题目描述

Given an integer sequence $a_1, a_2, \cdots, a_n$ of length $n$, we construct an undirected graph $G$ from the sequence. More precisely, for all $1 \le i < j \le n$, if $i - j = a_i - a_j$, there will be an undirected edge in $G$ connecting vertices $i$ and $j$. The weight of the edge is $(a_i + a_j)$.

Find a matching of $G$ so that the sum of weight of all edges in the matching is maximized, and output this maximized sum.

Recall that a matching of an undirected graph means that we choose some edges from the graph such that any two edges have no common vertices.
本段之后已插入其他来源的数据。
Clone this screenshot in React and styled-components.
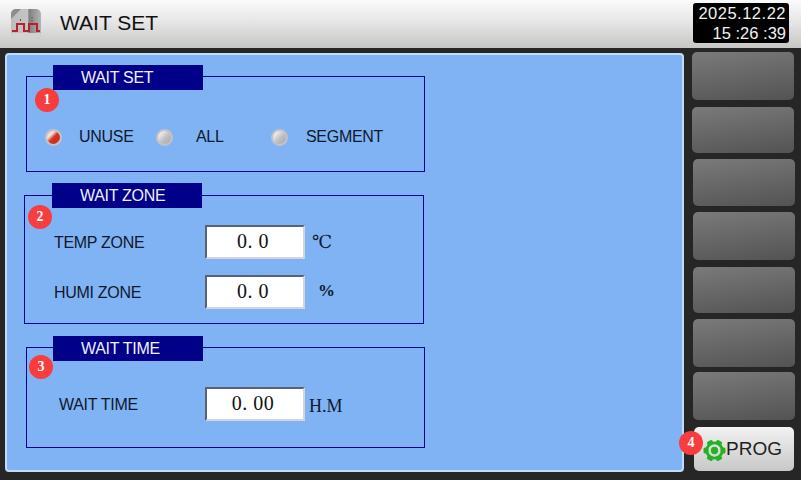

Specifically, not choosing any edge is also a matching.

输入格式

There are multiple test cases. The first line of the input contains an integer $T$ indicating the number of test cases. For each test case:

The first line contains an integer $n$ ($2 \le n \le 10^5$) indicating the length of the sequence.
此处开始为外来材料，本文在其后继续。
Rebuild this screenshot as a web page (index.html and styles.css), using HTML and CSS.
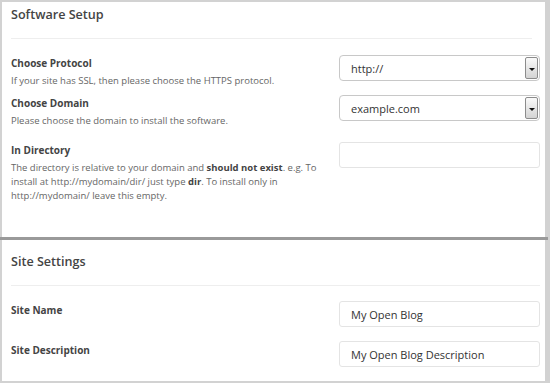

The second line contains $n$ integers $a_1, a_2, \cdots, a_n$ ($-10^9 \le a_i \le 10^9$) indicating the sequence.

It's guaranteed that the sum of $n$ of all test cases will not exceed $5 \times 10^5$.

输出格式

For each test case output one line containing one integer indicating the maximum sum of weight of all edges in a matching.

题目大意

【题目描述】

给定长度为 $n$ 的整数序列 $a_1, a_2, \cdots, a_n$，我们将从该序列中构造出一张无向图 $G$。具体来说，对于所有 $1 \le i < j \le n$，若 $i - j = a_i - a_j$，则 $G$ 中将存在一条连接节点 $i$ 与 $j$ 的无向边，其边权为 $(a_i + a_j)$。

求 $G$ 的一个匹配，使得该匹配中所有边的边权之和最大，并输出最大边权之和。

请回忆：无向图的匹配，指的是从该无向图中选出一些边，使得任意两条边都没有公共的节点。特别地，不选任何边也是一个匹配。

【输入格式】

有多组测试数据。第一行输入一个整数 $T$ 表示测试数据组数。对于每组测试数据：

第一行输入一个整数 $n$（$2 \le n \le 10^5$）表示序列的长度。
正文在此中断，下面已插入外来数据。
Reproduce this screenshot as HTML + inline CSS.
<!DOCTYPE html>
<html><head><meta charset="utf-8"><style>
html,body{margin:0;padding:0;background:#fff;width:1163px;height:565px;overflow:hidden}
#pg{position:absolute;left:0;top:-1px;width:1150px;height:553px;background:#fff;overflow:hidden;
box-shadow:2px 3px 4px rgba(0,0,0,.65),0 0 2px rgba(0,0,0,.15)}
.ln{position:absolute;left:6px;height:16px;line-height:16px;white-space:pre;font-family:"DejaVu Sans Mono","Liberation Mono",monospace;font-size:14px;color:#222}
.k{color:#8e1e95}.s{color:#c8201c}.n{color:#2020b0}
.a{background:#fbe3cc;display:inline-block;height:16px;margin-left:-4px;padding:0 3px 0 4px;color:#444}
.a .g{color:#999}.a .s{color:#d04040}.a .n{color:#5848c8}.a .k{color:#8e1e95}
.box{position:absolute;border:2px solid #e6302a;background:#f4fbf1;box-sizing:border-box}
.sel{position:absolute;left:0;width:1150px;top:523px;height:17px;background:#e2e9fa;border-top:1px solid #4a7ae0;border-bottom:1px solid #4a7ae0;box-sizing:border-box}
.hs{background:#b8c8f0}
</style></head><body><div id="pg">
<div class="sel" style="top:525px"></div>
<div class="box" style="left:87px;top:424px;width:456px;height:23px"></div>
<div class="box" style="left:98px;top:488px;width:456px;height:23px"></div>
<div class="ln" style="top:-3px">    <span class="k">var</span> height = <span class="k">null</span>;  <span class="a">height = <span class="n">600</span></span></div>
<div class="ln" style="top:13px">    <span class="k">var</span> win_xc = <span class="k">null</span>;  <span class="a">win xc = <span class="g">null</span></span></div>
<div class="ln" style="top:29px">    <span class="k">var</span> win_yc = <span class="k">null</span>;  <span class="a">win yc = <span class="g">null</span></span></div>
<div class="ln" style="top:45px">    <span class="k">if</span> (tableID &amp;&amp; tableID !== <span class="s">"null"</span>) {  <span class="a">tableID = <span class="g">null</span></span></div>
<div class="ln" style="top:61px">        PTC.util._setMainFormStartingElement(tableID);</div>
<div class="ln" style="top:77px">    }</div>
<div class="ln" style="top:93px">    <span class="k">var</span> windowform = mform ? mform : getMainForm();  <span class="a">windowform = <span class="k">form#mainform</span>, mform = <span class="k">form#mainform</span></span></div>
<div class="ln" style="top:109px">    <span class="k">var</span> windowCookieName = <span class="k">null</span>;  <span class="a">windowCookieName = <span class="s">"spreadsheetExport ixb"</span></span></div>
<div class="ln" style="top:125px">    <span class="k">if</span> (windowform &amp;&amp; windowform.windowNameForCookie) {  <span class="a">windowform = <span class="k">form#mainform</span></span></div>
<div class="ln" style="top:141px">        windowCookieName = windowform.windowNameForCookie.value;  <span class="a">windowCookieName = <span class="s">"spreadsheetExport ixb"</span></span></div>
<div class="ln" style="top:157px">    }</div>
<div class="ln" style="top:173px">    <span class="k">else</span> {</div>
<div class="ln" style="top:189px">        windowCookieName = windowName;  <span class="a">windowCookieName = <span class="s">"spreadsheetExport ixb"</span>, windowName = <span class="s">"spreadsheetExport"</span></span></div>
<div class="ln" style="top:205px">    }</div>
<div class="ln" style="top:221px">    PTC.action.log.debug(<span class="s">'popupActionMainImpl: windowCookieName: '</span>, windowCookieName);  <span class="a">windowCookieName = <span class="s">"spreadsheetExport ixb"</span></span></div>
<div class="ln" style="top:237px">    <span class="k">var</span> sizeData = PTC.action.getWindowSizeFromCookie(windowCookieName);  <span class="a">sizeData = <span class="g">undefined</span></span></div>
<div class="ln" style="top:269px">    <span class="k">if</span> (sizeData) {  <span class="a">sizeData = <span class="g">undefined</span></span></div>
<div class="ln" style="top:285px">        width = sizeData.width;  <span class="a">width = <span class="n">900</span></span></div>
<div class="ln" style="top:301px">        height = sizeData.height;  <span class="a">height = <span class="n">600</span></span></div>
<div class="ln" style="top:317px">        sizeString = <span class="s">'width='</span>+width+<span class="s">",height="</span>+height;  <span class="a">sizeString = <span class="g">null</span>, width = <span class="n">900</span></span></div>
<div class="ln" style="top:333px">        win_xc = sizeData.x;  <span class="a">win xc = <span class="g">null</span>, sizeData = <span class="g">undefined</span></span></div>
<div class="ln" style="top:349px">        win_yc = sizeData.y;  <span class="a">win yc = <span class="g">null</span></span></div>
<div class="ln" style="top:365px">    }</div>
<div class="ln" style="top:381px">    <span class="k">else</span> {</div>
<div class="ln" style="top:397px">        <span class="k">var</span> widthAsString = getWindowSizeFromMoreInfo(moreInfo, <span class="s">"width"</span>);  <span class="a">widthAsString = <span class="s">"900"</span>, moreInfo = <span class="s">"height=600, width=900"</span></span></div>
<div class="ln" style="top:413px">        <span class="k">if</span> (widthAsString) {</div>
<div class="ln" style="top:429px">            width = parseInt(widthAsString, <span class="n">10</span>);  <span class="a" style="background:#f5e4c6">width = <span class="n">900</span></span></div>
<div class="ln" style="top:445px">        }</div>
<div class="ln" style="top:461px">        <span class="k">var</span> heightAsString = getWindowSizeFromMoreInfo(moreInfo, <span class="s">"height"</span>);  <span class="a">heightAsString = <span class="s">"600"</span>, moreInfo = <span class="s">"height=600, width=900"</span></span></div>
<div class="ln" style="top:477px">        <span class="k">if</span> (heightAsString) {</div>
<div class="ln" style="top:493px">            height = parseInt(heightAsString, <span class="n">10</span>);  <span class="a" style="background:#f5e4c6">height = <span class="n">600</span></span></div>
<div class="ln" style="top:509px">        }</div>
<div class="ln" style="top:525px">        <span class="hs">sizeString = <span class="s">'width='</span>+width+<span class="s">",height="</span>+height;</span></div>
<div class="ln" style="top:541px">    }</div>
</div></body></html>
第二行输入 $n$ 个整数 $a_1, a_2, \cdots, a_n$（$-10^9 \le a_i \le 10^9$）表示序列。

保证所有数据中 $n$ 之和不超过 $5 \times 10^5$。

【输出格式】

每组数据输出一行一个整数，表示匹配的最大边权之和。

【样例解释】

对于第一组样例数据，最优方案是选择连接节点 $3$ 和 $5$，节点 $4$ 和 $7$，以及节点 $8$ 和 $9$ 的三条边，边权之和为 $(5 + 7) + (6 + 9) + (1 + 2) = 30$。

对于第二组样例数据，由于每条边的边权都是负数，因此最优匹配不应该选择任何边，答案为 $0$。

对于第三组样例数据，由于图中不存在任何边，因此答案为 $0$。

3
9
3 -5 5 6 7 -1 9 1 2
3
-5 -4 -3
3
1 10 100

30
0
0

提示

For the first sample test case, the optimal choice is to choose the three edges connecting vertex $3$ and $5$, vertex $4$ and $7$, and finally vertex $8$ and $9$. The sum of weight is $(5 + 7) + (6 + 9) + (1 + 2) = 30$.

For the second sample test case, as all edges have negative weights, the optimal matching should not choose any edge. The answer is $0$.

For the third sample test case, as there is no edge in the graph, the answer is $0$.